◆ **SHORT TASK**
Gather up the lines that contain "screenshot".

[Web page code records]
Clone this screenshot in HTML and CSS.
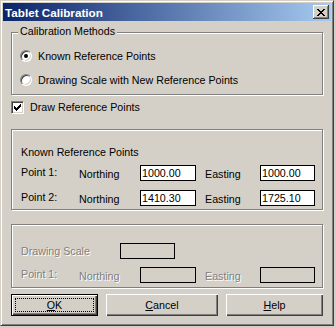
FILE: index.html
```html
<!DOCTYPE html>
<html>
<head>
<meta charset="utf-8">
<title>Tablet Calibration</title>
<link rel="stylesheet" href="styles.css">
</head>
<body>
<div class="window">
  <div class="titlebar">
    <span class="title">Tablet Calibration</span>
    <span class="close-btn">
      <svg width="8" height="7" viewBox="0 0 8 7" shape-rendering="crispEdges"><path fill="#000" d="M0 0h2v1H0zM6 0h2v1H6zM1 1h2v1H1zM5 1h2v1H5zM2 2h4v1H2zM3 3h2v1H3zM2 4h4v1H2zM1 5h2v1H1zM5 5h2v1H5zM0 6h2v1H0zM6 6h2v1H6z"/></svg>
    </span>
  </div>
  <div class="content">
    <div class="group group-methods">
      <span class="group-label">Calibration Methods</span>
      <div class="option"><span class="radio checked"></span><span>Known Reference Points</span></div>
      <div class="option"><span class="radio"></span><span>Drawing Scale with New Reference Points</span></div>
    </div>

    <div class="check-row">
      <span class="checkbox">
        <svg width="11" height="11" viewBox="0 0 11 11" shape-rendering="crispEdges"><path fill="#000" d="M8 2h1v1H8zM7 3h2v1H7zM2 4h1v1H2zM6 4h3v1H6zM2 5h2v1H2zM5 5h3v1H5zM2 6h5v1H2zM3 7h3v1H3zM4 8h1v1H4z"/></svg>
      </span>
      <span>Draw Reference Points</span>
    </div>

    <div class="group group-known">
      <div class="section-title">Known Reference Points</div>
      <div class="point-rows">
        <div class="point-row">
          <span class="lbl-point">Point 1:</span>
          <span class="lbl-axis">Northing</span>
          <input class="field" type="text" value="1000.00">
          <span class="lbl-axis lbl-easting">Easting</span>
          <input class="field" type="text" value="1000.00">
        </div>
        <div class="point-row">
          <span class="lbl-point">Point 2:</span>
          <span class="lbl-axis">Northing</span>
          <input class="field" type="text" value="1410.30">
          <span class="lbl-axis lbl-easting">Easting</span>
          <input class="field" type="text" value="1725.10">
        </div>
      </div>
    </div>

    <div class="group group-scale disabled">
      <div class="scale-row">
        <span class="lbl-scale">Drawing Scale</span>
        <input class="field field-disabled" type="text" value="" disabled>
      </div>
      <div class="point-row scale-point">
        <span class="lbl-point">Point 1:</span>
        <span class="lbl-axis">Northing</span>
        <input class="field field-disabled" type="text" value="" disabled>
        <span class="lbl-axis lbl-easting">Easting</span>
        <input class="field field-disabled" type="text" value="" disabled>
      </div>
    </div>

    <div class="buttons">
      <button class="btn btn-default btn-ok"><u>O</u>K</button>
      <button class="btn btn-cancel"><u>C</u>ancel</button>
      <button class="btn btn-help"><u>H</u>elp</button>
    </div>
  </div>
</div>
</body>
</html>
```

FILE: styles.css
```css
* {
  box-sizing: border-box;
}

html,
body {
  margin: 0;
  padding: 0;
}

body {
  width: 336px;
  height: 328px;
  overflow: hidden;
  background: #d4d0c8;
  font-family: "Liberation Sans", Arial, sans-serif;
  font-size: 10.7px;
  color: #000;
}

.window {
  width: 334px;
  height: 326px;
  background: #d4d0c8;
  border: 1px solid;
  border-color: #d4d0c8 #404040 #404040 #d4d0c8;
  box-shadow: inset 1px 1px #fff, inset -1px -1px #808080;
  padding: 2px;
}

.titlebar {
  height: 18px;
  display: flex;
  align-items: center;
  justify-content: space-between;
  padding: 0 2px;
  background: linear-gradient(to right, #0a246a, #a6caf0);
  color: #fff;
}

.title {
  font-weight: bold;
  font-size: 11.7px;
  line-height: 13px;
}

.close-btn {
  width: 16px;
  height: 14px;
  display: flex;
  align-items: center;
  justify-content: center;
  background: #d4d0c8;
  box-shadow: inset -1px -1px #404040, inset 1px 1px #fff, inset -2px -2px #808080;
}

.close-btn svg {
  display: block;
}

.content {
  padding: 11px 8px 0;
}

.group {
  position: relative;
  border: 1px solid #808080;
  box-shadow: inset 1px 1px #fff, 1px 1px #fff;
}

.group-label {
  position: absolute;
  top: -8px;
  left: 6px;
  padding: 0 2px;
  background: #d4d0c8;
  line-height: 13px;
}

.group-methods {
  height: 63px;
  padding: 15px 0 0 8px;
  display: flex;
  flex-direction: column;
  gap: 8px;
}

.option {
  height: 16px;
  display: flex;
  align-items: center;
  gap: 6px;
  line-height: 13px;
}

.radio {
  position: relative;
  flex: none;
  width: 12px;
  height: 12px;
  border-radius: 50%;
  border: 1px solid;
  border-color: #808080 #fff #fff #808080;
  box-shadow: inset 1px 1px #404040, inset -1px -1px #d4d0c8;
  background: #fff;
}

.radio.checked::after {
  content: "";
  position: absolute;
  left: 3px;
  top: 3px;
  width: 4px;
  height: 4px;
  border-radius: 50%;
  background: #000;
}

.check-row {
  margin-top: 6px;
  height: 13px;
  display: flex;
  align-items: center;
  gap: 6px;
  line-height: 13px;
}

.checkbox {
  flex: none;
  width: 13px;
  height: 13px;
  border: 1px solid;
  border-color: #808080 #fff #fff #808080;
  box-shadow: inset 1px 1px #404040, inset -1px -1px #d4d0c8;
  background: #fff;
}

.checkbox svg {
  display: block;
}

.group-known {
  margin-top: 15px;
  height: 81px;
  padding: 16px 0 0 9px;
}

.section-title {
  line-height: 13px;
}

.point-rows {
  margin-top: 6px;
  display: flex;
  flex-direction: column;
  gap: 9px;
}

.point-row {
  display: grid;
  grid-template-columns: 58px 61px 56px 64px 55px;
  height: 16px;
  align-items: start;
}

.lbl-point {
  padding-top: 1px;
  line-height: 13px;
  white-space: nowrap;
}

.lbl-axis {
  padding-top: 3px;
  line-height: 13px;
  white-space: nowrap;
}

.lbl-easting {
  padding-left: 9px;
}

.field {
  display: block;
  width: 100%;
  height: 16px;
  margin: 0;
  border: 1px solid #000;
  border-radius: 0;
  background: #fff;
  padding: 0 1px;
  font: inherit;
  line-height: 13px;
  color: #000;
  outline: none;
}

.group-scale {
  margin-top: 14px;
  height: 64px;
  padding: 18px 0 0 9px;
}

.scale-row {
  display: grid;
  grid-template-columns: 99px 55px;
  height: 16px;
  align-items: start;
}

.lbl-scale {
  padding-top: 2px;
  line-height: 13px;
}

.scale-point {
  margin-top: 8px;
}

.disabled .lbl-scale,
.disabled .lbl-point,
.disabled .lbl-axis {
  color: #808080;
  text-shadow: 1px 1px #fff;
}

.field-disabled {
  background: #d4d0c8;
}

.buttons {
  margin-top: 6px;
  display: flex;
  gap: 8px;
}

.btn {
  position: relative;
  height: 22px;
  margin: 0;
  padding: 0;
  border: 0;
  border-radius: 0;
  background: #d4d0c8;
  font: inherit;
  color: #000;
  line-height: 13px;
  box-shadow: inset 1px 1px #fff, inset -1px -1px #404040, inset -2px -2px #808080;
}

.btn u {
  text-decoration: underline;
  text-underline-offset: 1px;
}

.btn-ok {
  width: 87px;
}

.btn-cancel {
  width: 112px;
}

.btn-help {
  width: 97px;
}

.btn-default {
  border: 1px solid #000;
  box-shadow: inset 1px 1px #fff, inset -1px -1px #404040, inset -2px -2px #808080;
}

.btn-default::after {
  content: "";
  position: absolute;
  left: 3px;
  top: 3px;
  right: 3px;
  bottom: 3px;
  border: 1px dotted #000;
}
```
...
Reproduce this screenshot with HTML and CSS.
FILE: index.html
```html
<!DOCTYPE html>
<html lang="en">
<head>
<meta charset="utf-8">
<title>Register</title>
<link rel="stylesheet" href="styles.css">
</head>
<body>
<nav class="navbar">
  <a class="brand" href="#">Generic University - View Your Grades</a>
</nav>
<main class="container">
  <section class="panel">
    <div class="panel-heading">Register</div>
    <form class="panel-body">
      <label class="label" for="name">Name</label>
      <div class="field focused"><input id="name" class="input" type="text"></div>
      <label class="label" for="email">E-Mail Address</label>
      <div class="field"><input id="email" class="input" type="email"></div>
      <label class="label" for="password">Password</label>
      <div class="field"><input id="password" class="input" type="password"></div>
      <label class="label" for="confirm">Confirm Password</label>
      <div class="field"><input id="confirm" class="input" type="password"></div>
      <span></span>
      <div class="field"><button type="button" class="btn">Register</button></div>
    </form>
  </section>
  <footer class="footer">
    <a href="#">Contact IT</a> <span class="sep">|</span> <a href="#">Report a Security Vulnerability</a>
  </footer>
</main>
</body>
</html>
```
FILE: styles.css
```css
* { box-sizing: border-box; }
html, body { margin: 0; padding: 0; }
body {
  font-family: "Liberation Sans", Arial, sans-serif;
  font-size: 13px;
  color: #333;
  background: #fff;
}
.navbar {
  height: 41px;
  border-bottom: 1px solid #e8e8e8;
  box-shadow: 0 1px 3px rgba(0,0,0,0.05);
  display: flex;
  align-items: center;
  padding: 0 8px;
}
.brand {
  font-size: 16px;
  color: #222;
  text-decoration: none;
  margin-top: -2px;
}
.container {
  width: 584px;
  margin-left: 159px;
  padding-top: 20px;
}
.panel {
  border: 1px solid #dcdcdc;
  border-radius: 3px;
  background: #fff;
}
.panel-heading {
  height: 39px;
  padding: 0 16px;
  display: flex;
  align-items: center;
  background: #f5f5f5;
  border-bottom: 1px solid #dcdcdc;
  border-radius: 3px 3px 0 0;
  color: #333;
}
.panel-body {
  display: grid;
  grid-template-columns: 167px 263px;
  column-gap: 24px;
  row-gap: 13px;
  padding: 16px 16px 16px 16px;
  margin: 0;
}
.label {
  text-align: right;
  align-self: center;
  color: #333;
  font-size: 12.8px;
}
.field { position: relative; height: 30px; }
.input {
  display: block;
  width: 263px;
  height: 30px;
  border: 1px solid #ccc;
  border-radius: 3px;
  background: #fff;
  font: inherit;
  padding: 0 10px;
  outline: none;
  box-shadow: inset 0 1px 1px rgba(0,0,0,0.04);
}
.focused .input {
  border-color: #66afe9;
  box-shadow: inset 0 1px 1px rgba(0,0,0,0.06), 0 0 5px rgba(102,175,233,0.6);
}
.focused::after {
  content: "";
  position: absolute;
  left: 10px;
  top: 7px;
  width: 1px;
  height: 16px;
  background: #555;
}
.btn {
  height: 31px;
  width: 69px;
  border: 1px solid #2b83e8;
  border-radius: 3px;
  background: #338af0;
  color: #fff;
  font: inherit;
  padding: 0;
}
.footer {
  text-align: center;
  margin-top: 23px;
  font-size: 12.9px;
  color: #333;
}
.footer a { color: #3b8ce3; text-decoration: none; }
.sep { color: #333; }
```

◆ **RESULT OF THE TASK**
Clone this screenshot in HTML and CSS.
Reproduce this screenshot with HTML and CSS.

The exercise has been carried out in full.